BBC abandons programme sponsorship

The BBC said on Monday that it would abandon programme sponsorship after its governing body reproached the broadcaster for a deal associating Britvic’s Robinson’s drinks brand with the Sports Personality of the Year show last year.

The programme attracted official complaints from ITV and the Radio Centre, which represents the commercial radio industry, to the BBC Trust, the body which governs the publicly funded broadcaster.

The Trust issued its findings earlier, saying that there should be no repeat of the Robinson’s sponsorship, which it decided had damaged the editorial integrity of the show.

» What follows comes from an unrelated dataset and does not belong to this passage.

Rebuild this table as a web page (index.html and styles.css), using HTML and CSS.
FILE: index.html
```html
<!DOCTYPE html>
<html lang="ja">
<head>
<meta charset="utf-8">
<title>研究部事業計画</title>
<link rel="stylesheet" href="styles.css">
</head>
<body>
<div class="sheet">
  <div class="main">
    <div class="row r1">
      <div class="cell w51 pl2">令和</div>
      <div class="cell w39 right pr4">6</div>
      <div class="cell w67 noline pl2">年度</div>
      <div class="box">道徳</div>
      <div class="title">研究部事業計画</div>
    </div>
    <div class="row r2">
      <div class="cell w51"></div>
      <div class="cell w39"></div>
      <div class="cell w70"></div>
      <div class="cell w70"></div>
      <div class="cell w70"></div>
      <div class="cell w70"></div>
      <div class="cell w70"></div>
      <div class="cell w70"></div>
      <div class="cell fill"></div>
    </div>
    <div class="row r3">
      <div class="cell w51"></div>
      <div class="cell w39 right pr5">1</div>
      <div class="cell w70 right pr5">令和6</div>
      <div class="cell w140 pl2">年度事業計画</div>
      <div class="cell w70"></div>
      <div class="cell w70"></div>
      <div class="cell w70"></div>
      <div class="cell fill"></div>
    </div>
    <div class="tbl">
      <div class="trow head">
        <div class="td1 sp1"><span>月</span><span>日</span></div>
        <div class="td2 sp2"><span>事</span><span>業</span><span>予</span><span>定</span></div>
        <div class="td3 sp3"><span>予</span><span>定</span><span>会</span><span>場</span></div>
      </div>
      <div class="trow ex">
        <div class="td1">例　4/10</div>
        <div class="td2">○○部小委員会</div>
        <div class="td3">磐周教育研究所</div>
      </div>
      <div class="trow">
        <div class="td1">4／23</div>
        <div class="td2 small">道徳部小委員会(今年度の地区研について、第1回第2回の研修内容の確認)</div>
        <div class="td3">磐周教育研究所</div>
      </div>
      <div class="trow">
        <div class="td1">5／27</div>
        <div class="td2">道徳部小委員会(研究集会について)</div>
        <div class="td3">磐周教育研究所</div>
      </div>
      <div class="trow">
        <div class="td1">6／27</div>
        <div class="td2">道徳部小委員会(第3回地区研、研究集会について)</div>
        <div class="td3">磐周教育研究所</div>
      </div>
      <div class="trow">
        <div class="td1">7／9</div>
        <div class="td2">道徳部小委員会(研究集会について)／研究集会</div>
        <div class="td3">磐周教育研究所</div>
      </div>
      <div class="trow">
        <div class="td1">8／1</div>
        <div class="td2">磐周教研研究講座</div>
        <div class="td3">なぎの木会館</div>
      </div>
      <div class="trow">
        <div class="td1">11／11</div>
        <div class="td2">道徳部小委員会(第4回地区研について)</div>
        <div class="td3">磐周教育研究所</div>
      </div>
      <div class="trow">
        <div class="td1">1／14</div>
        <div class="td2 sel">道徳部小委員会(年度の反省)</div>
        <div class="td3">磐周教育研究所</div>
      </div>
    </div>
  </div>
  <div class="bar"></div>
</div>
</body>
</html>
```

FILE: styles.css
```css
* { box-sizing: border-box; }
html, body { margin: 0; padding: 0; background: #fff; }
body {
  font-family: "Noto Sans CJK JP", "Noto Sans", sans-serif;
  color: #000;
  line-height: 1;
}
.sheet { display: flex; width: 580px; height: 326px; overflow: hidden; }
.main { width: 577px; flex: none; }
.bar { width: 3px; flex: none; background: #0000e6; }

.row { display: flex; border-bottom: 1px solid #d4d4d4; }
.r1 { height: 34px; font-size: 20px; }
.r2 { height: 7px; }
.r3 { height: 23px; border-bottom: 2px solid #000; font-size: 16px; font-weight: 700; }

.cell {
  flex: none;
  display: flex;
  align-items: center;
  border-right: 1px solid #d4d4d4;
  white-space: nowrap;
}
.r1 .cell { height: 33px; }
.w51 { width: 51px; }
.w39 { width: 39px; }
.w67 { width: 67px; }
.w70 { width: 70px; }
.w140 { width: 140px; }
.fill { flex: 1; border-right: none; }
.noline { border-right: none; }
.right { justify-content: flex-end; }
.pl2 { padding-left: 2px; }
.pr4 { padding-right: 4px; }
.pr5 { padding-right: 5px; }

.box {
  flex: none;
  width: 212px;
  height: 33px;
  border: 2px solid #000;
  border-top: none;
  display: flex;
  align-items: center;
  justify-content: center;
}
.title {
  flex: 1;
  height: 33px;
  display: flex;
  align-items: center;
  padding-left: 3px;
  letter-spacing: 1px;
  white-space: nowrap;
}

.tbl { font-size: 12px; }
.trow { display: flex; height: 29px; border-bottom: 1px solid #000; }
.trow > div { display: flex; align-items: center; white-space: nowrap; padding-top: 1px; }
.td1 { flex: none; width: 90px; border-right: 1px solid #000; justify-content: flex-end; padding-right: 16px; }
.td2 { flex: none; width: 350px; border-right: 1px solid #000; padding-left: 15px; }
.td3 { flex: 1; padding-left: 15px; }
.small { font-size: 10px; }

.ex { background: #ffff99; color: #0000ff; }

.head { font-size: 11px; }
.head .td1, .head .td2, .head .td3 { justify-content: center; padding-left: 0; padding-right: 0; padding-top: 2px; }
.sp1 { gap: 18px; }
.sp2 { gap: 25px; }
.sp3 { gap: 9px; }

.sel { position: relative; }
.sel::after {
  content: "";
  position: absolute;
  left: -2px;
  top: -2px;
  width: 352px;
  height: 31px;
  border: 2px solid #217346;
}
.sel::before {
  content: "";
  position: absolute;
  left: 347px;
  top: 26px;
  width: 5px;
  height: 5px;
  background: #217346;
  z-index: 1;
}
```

“The Trust has concluded that several of the editorial guidelines were breached and the editorial integrity of the BBC compromised by giving the impression to licence fee payers via Sports Personality of the Year that part of a BBC service had been sponsored,” the Trust said.

It added: “UK audiences expect to receive BBC programmes that are free of advertising and wholly impartial. Anything that creates an impression that a programme may be sponsored is wrong and contrary to the BBC’s editorial guidelines.”

But the BBC pre-empted the partial ban called for by the Trust. It issued a statement saying: “The complaints made by ITV and the Radio Centre prompted the management to consider the appropriateness of commercial sponsorship of BBC on-air events in relation to changing market conditions.

“In the context of Monday’s findings, the management of the BBC has reviewed its sponsorship policy and has concluded that it should no longer accept sponsorship from commercial bodies for any on-air BBC event.”

The BBC said the decision would cost it about £1.5m ($3m) and would affect the Sports Personality of the Year, Radio 3 New Generation Artists Scheme, sponsored by Aviva, Proms in the Park, sponsored by National Savings & Investments, and BBC Four’s World Cinema Award.